◆ **DATASET EXCERPT**
______
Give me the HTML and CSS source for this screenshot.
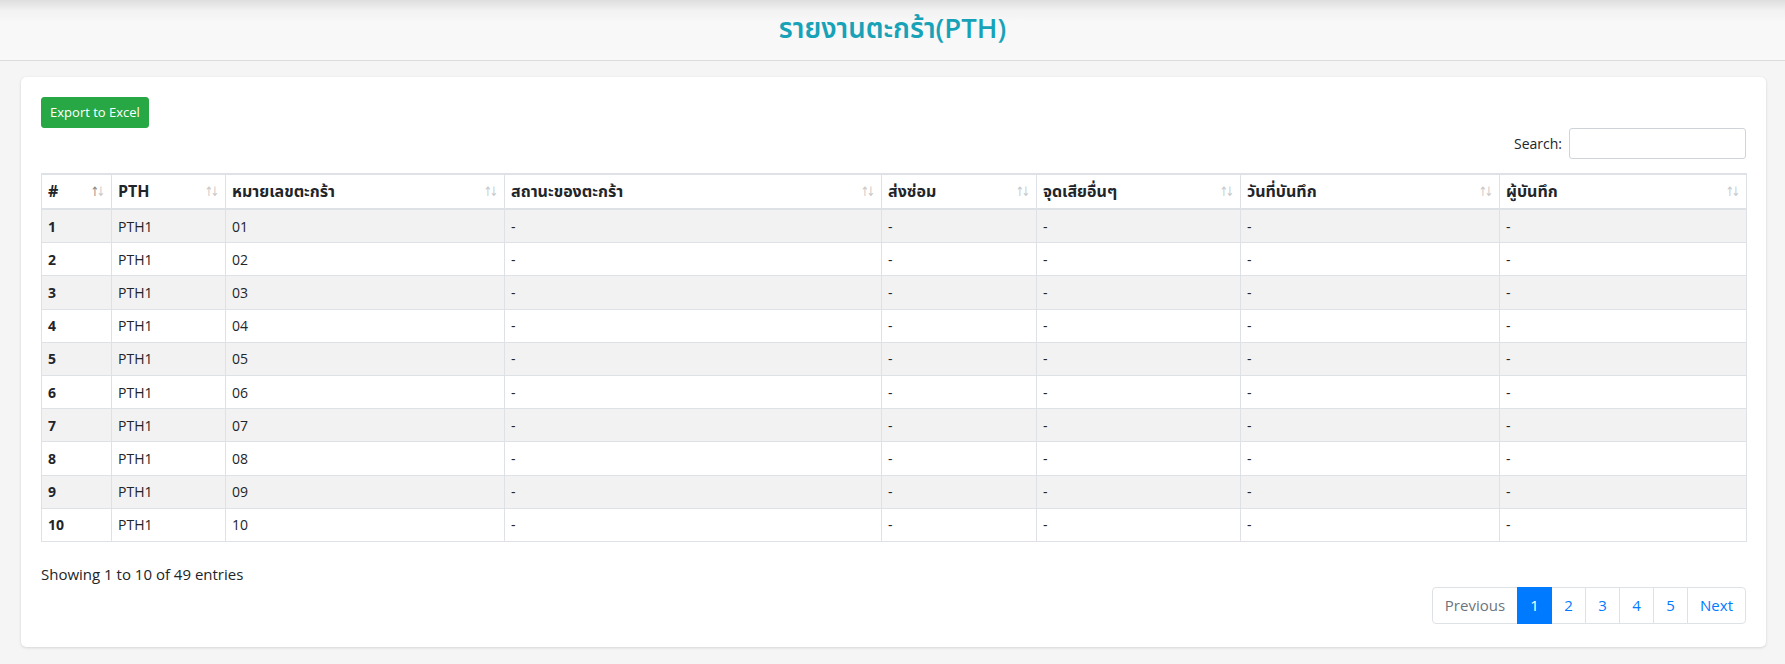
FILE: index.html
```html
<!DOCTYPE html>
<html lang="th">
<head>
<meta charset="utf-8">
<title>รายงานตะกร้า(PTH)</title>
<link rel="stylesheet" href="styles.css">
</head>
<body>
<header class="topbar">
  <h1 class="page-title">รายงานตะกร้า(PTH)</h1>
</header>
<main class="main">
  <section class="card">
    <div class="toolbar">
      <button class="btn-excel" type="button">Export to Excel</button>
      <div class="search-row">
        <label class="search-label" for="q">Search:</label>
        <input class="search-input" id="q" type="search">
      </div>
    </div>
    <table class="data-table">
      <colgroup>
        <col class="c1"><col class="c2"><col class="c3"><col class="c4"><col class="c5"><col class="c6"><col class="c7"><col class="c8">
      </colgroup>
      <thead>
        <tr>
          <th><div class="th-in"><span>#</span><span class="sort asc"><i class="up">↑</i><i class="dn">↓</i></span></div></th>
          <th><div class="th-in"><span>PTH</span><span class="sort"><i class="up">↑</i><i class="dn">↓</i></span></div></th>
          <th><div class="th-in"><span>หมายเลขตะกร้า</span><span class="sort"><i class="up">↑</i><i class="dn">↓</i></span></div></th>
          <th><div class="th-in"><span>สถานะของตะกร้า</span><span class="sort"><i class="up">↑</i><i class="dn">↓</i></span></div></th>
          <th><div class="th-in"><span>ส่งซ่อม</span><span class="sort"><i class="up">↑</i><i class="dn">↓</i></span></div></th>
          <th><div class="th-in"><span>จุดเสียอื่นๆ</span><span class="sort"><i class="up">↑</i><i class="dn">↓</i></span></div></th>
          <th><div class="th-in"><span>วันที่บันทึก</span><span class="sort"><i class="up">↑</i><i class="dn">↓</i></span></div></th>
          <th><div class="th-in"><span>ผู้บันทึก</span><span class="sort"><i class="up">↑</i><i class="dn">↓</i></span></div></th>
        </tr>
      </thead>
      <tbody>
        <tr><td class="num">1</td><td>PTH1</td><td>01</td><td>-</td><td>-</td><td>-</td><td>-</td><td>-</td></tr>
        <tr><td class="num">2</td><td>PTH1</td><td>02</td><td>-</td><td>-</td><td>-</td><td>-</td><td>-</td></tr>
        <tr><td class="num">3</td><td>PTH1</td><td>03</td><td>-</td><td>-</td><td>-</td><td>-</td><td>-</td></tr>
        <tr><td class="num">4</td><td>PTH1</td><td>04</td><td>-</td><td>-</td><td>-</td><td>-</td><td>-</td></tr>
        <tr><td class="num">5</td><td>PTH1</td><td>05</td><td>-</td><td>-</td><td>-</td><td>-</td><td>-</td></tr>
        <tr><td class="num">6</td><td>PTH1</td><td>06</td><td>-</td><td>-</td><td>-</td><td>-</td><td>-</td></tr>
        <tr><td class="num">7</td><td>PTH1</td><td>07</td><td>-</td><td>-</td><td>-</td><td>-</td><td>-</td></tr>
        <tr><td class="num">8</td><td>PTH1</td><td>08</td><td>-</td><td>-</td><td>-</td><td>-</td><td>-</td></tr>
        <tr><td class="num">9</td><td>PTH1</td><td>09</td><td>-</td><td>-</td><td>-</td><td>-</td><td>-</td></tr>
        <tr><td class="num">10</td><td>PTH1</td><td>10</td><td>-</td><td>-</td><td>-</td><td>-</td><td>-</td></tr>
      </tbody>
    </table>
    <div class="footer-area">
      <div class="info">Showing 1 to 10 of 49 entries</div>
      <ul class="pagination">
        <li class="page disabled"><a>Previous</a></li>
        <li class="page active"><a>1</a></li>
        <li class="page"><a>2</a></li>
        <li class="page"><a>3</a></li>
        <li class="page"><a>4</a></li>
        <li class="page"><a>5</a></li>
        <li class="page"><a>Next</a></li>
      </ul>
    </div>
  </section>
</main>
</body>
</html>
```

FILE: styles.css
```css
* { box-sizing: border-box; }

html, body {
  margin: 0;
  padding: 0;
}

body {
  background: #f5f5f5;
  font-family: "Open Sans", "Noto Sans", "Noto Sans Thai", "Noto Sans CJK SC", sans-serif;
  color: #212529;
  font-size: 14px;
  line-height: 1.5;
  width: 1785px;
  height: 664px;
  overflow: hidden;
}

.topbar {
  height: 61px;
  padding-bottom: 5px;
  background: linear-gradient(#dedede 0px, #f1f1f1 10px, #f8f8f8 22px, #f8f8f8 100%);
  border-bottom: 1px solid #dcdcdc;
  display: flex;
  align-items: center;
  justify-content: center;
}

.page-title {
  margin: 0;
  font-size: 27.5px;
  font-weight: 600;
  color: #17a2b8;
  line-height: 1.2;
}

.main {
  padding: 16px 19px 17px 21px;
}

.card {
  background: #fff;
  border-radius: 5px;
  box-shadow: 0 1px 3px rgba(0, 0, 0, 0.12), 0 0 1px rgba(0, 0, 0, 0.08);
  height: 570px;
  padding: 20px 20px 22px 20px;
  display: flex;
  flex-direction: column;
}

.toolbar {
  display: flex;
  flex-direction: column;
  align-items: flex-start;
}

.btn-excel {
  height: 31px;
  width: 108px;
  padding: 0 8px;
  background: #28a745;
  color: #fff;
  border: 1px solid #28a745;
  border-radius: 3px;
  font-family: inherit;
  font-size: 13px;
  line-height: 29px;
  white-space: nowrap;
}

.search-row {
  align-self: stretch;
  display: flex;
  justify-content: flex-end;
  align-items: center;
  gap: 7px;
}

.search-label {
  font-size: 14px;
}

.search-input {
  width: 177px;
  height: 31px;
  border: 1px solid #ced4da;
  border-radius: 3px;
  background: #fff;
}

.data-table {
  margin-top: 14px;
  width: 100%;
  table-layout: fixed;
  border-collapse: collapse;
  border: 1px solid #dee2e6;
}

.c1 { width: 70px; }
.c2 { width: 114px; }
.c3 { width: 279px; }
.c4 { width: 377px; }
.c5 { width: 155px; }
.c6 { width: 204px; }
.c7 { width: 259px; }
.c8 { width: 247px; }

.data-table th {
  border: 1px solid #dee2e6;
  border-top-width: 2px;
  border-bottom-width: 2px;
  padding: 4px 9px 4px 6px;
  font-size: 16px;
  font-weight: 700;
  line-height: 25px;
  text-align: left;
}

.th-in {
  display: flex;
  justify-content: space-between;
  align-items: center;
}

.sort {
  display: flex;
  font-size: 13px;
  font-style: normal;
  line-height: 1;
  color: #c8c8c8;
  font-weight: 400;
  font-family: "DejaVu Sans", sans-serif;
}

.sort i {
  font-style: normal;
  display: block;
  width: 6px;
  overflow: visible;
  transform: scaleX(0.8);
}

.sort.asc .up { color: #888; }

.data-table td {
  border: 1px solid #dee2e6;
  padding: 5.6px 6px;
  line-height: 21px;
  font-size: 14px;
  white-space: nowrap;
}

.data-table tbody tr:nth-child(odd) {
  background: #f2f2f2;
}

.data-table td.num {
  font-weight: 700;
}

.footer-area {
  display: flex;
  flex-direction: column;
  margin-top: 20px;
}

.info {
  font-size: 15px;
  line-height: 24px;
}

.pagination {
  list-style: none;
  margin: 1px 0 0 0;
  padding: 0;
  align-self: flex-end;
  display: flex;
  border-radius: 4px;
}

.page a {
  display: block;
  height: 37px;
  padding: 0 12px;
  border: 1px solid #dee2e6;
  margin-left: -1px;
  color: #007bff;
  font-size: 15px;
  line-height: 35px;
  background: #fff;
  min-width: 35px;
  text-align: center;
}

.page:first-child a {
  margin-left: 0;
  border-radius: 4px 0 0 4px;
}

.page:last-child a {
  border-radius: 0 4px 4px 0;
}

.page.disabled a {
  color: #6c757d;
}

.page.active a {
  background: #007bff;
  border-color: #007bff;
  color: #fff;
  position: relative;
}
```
______
◆ **AIM**
Give back the whole listing as it stands, minus its pictures.

◆ **SOLVED PROBLEM**
Give me the HTML and CSS source for this screenshot.
FILE: index.html
```html
<!DOCTYPE html>
<html lang="th">
<head>
<meta charset="utf-8">
<title>รายงานตะกร้า(PTH)</title>
<link rel="stylesheet" href="styles.css">
</head>
<body>
<header class="topbar">
  <h1 class="page-title">รายงานตะกร้า(PTH)</h1>
</header>
<main class="main">
  <section class="card">
    <div class="toolbar">
      <button class="btn-excel" type="button">Export to Excel</button>
      <div class="search-row">
        <label class="search-label" for="q">Search:</label>
        <input class="search-input" id="q" type="search">
      </div>
    </div>
    <table class="data-table">
      <colgroup>
        <col class="c1"><col class="c2"><col class="c3"><col class="c4"><col class="c5"><col class="c6"><col class="c7"><col class="c8">
      </colgroup>
      <thead>
        <tr>
          <th><div class="th-in"><span>#</span><span class="sort asc"><i class="up">↑</i><i class="dn">↓</i></span></div></th>
          <th><div class="th-in"><span>PTH</span><span class="sort"><i class="up">↑</i><i class="dn">↓</i></span></div></th>
          <th><div class="th-in"><span>หมายเลขตะกร้า</span><span class="sort"><i class="up">↑</i><i class="dn">↓</i></span></div></th>
          <th><div class="th-in"><span>สถานะของตะกร้า</span><span class="sort"><i class="up">↑</i><i class="dn">↓</i></span></div></th>
          <th><div class="th-in"><span>ส่งซ่อม</span><span class="sort"><i class="up">↑</i><i class="dn">↓</i></span></div></th>
          <th><div class="th-in"><span>จุดเสียอื่นๆ</span><span class="sort"><i class="up">↑</i><i class="dn">↓</i></span></div></th>
          <th><div class="th-in"><span>วันที่บันทึก</span><span class="sort"><i class="up">↑</i><i class="dn">↓</i></span></div></th>
          <th><div class="th-in"><span>ผู้บันทึก</span><span class="sort"><i class="up">↑</i><i class="dn">↓</i></span></div></th>
        </tr>
      </thead>
      <tbody>
        <tr><td class="num">1</td><td>PTH1</td><td>01</td><td>-</td><td>-</td><td>-</td><td>-</td><td>-</td></tr>
        <tr><td class="num">2</td><td>PTH1</td><td>02</td><td>-</td><td>-</td><td>-</td><td>-</td><td>-</td></tr>
        <tr><td class="num">3</td><td>PTH1</td><td>03</td><td>-</td><td>-</td><td>-</td><td>-</td><td>-</td></tr>
        <tr><td class="num">4</td><td>PTH1</td><td>04</td><td>-</td><td>-</td><td>-</td><td>-</td><td>-</td></tr>
        <tr><td class="num">5</td><td>PTH1</td><td>05</td><td>-</td><td>-</td><td>-</td><td>-</td><td>-</td></tr>
        <tr><td class="num">6</td><td>PTH1</td><td>06</td><td>-</td><td>-</td><td>-</td><td>-</td><td>-</td></tr>
        <tr><td class="num">7</td><td>PTH1</td><td>07</td><td>-</td><td>-</td><td>-</td><td>-</td><td>-</td></tr>
        <tr><td class="num">8</td><td>PTH1</td><td>08</td><td>-</td><td>-</td><td>-</td><td>-</td><td>-</td></tr>
        <tr><td class="num">9</td><td>PTH1</td><td>09</td><td>-</td><td>-</td><td>-</td><td>-</td><td>-</td></tr>
        <tr><td class="num">10</td><td>PTH1</td><td>10</td><td>-</td><td>-</td><td>-</td><td>-</td><td>-</td></tr>
      </tbody>
    </table>
    <div class="footer-area">
      <div class="info">Showing 1 to 10 of 49 entries</div>
      <ul class="pagination">
        <li class="page disabled"><a>Previous</a></li>
        <li class="page active"><a>1</a></li>
        <li class="page"><a>2</a></li>
        <li class="page"><a>3</a></li>
        <li class="page"><a>4</a></li>
        <li class="page"><a>5</a></li>
        <li class="page"><a>Next</a></li>
      </ul>
    </div>
  </section>
</main>
</body>
</html>
```

FILE: styles.css
```css
* { box-sizing: border-box; }

html, body {
  margin: 0;
  padding: 0;
}

body {
  background: #f5f5f5;
  font-family: "Open Sans", "Noto Sans", "Noto Sans Thai", "Noto Sans CJK SC", sans-serif;
  color: #212529;
  font-size: 14px;
  line-height: 1.5;
  width: 1785px;
  height: 664px;
  overflow: hidden;
}

.topbar {
  height: 61px;
  padding-bottom: 5px;
  background: linear-gradient(#dedede 0px, #f1f1f1 10px, #f8f8f8 22px, #f8f8f8 100%);
  border-bottom: 1px solid #dcdcdc;
  display: flex;
  align-items: center;
  justify-content: center;
}

.page-title {
  margin: 0;
  font-size: 27.5px;
  font-weight: 600;
  color: #17a2b8;
  line-height: 1.2;
}

.main {
  padding: 16px 19px 17px 21px;
}

.card {
  background: #fff;
  border-radius: 5px;
  box-shadow: 0 1px 3px rgba(0, 0, 0, 0.12), 0 0 1px rgba(0, 0, 0, 0.08);
  height: 570px;
  padding: 20px 20px 22px 20px;
  display: flex;
  flex-direction: column;
}

.toolbar {
  display: flex;
  flex-direction: column;
  align-items: flex-start;
}

.btn-excel {
  height: 31px;
  width: 108px;
  padding: 0 8px;
  background: #28a745;
  color: #fff;
  border: 1px solid #28a745;
  border-radius: 3px;
  font-family: inherit;
  font-size: 13px;
  line-height: 29px;
  white-space: nowrap;
}

.search-row {
  align-self: stretch;
  display: flex;
  justify-content: flex-end;
  align-items: center;
  gap: 7px;
}

.search-label {
  font-size: 14px;
}

.search-input {
  width: 177px;
  height: 31px;
  border: 1px solid #ced4da;
  border-radius: 3px;
  background: #fff;
}

.data-table {
  margin-top: 14px;
  width: 100%;
  table-layout: fixed;
  border-collapse: collapse;
  border: 1px solid #dee2e6;
}

.c1 { width: 70px; }
.c2 { width: 114px; }
.c3 { width: 279px; }
.c4 { width: 377px; }
.c5 { width: 155px; }
.c6 { width: 204px; }
.c7 { width: 259px; }
.c8 { width: 247px; }

.data-table th {
  border: 1px solid #dee2e6;
  border-top-width: 2px;
  border-bottom-width: 2px;
  padding: 4px 9px 4px 6px;
  font-size: 16px;
  font-weight: 700;
  line-height: 25px;
  text-align: left;
}

.th-in {
  display: flex;
  justify-content: space-between;
  align-items: center;
}

.sort {
  display: flex;
  font-size: 13px;
  font-style: normal;
  line-height: 1;
  color: #c8c8c8;
  font-weight: 400;
  font-family: "DejaVu Sans", sans-serif;
}

.sort i {
  font-style: normal;
  display: block;
  width: 6px;
  overflow: visible;
  transform: scaleX(0.8);
}

.sort.asc .up { color: #888; }

.data-table td {
  border: 1px solid #dee2e6;
  padding: 5.6px 6px;
  line-height: 21px;
  font-size: 14px;
  white-space: nowrap;
}

.data-table tbody tr:nth-child(odd) {
  background: #f2f2f2;
}

.data-table td.num {
  font-weight: 700;
}

.footer-area {
  display: flex;
  flex-direction: column;
  margin-top: 20px;
}

.info {
  font-size: 15px;
  line-height: 24px;
}

.pagination {
  list-style: none;
  margin: 1px 0 0 0;
  padding: 0;
  align-self: flex-end;
  display: flex;
  border-radius: 4px;
}

.page a {
  display: block;
  height: 37px;
  padding: 0 12px;
  border: 1px solid #dee2e6;
  margin-left: -1px;
  color: #007bff;
  font-size: 15px;
  line-height: 35px;
  background: #fff;
  min-width: 35px;
  text-align: center;
}

.page:first-child a {
  margin-left: 0;
  border-radius: 4px 0 0 4px;
}

.page:last-child a {
  border-radius: 0 4px 4px 0;
}

.page.disabled a {
  color: #6c757d;
}

.page.active a {
  background: #007bff;
  border-color: #007bff;
  color: #fff;
  position: relative;
}
```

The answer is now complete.